A new study links elevated levels of methane and other gases in groundwater to nearby hydraulic fracturing wells on the Marcellus shale, and suggests the problem lies in poorly designed well casings
Gas wells in north central Pennsylvania



Gerry Dincher

Are natural gas wells in northeastern Pennsylvania contaminating the groundwater supply? Some researchers think so.

Scientists at Duke University detected elevated levels of methane, ethane and propane in groundwater samples near active fracking sites. The scientists conclude that the gasses come from the wells, not natural sources, but that the problem could be solved with better-designed casings. "We think there's a well-integrity problem in this part of the Marcellus,” says Robert Jackson, a professor at Duke and lead author on the paper describing the findings. "And well problems are relatively easily fixed. They’re especially easier to fix than if there's some fundamental problem with fracking."

Hydraulic fracturing—more commonly referred to as fracking—extracts natural gas reserves that are unreachable by conventional techniques. The process requires drilling wells thousands of meters down and then blasting them with a mix of water, sand and chemicals to induce fractures in the underlying rock. Gas seeps through these fractures and flows back up the well where it is captured.

But if the wells aren’t properly sealed, then gas can leak into the groundwater. The wells are lined with metal casings that prevent extracted gas and contaminated water from leaching into the surrounding rock. To block gas from flowing up the outside of the well shaft, engineers pour cement around the outer casing to plug any gaps. If the cement or casing isn’t properly set, then gas from deep shale deposits can find its way in to shallow groundwater. If the casing ruptures, fracking chemicals can also enter the water supply.
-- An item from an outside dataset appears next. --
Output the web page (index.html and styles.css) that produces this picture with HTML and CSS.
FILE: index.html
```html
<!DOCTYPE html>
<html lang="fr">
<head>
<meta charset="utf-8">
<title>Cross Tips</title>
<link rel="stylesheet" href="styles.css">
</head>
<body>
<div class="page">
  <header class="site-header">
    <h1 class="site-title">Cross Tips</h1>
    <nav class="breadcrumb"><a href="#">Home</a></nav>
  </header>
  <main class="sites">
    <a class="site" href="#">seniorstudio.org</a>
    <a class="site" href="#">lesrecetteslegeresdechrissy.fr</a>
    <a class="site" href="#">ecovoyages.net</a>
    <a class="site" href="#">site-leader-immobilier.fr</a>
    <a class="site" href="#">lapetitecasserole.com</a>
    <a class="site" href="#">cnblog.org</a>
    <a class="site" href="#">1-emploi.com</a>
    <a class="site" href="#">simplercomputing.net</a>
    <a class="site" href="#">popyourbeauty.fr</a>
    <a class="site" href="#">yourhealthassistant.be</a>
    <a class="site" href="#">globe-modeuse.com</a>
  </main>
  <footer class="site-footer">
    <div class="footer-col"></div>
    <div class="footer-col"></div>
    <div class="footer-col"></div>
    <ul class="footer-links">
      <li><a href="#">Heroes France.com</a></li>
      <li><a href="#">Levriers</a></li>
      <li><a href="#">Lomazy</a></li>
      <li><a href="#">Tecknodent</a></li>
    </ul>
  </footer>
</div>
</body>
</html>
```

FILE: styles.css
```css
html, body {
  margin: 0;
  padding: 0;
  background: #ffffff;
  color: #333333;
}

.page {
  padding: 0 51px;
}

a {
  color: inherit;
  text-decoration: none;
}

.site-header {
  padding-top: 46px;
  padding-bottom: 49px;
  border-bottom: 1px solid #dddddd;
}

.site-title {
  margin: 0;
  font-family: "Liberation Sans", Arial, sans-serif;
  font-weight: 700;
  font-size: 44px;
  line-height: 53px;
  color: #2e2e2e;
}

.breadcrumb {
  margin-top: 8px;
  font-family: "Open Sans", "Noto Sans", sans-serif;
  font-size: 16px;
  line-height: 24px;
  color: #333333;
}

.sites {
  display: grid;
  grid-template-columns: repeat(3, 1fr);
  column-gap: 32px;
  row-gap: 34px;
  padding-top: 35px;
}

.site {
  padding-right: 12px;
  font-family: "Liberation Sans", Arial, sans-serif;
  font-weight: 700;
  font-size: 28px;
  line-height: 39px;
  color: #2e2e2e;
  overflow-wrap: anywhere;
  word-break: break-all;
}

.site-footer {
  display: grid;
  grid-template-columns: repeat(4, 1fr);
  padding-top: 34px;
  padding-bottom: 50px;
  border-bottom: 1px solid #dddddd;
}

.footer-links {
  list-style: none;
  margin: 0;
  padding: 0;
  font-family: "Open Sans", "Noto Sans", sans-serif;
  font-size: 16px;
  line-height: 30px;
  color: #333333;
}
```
The researchers sampled well water from 141 homes in six counties. Many of the samples contained methane, but those wells within one kilometer of a gas well showed concentrations six times higher than average. Ethane in those nearby homes was 23 times above that of homes farther away. Ten homes also showed traces of propane.

The paper, published in Proceedings of the National Academy of Sciences on Monday, builds on a previous study done in 2011. The researchers added 81 homes to their data and expanded their analysis to identify the source of the stray gases.

There are many natural sources of methane, none of which have to do with fracking. Microbes, for example, produce methane as they break down organic matter. Shallow gas pockets also can find their way through underground fissures and into water supplies. But methane has a way of telling researchers where it came from. Its molecule consists of one carbon atom attached to four hydrogen atoms. But not all carbon atoms are alike; some are slightly heavier than others. These heavier flavors, or isotopes, of methane can tell scientists where the gas has been. Microbes, for example, favor lighter carbon atoms. Deep natural gas reserves, like the Marcellus shale, tend to be heavier. Isotope analysis showed gases that look like they come from the Marcellus Formation.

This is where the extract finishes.